BEIJING Police shot and killed five members of an alleged radical Islamic separatist group in the far west of China as Beijing tightened security ahead of next month's Olympic Games, state media reported Wednesday.
Two members of the group were hospitalized following a police raid on a hideout in Urumqi, capital of the northwestern territory of Xinjiang, the Xinhua News Agency said.

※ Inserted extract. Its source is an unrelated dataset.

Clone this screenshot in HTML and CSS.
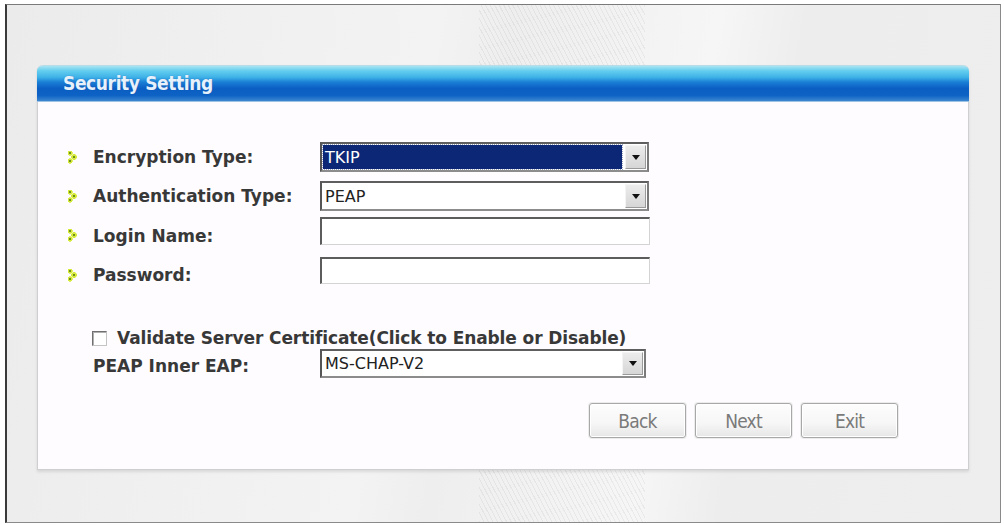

Eight others were arrested, it said.
Xinhua said the group, which included five women, brandished knives and swore to fight to the death after more than a dozen police officers surrounded their apartment.
"The suspects confessed they had all received training on the launching of a 'holy war,"' Xinhua said.
Xinhua said the group was dedicated to establishing an independent Muslim state in Xinjiang and slaughtering members of China's majority Han ethnic group who have streamed into the region, 1,500 miles west of Beijing, since it was occupied by communist troops in 1949.
The reports come amid a nationwide security crackdown ahead of the Beijing Olympics that has targeted militants and government critics in Xinjiang and the Himalayan region of Tibet, the scene of deadly anti-government rioting earlier this year.
Authorities have previously accused Xinjiang separatists of attempting to crash an airliner in March and planning to kidnap athletes and journalists during the games.
At a rally for Olympic organizers in Beijing on Wednesday, Chinese Vice President Xi Jinping called security the single most important task for organizers in the runup to the games.
"A safe Olympics is the biggest indicator of the success of the games," Xi, tasked with supervising overall Olympic preparations, said in a speech at the Great Hall of the People, the seat of China's legislature.
"A safe Olympics is also a key indicator of the positive reflection of our nation's image," he said, underscoring the massive national prestige communist leaders have invested in the Aug. 8-24 games.
China claims Tibetan forces allied with the exiled Dalai Lama and Xinjiang separatists are seeking to torpedo the games with violent plots, including the use of suicide bombers. No evidence has been provided to support the claims, while critics accuse Beijing of using terrorism accusations to silence even peaceful dissent and often portraying ordinary criminal acts or civil unrest as terrorist-inspired in a bid to win public support.
Like Tibetans, Xinjiang's indigenous Uighur ethnic group has a language and culture distinct from that of China's Han ethnic majority, and extremists among them have waged a low-intensity struggle against Chinese rule for decades. Many have been sentenced to long prison terms or death on separatism charges.
Xinhua said police had been hunting the Xinjiang gang since they attacked a beauty salon in May and were forced to fire on the group Wednesday when they charged out of the apartment after tear gas was fired into it.
Calls to the police spokesman's office in Urumqi rang unanswered Wednesday, and a security guard at the Chenguan Garden community where the raid reportedly occurred hung up the phone when asked about the incident.
Beijing typically blames attacks in the area on the East Turkestan Islamic Movement, a militant group that demands separation from China, and which Washington claims is linked with al-Qaida.
Despite China's claims that terrorism is the main threat to the games, security experts say there is only a faint likelihood of attacks because of strict social controls.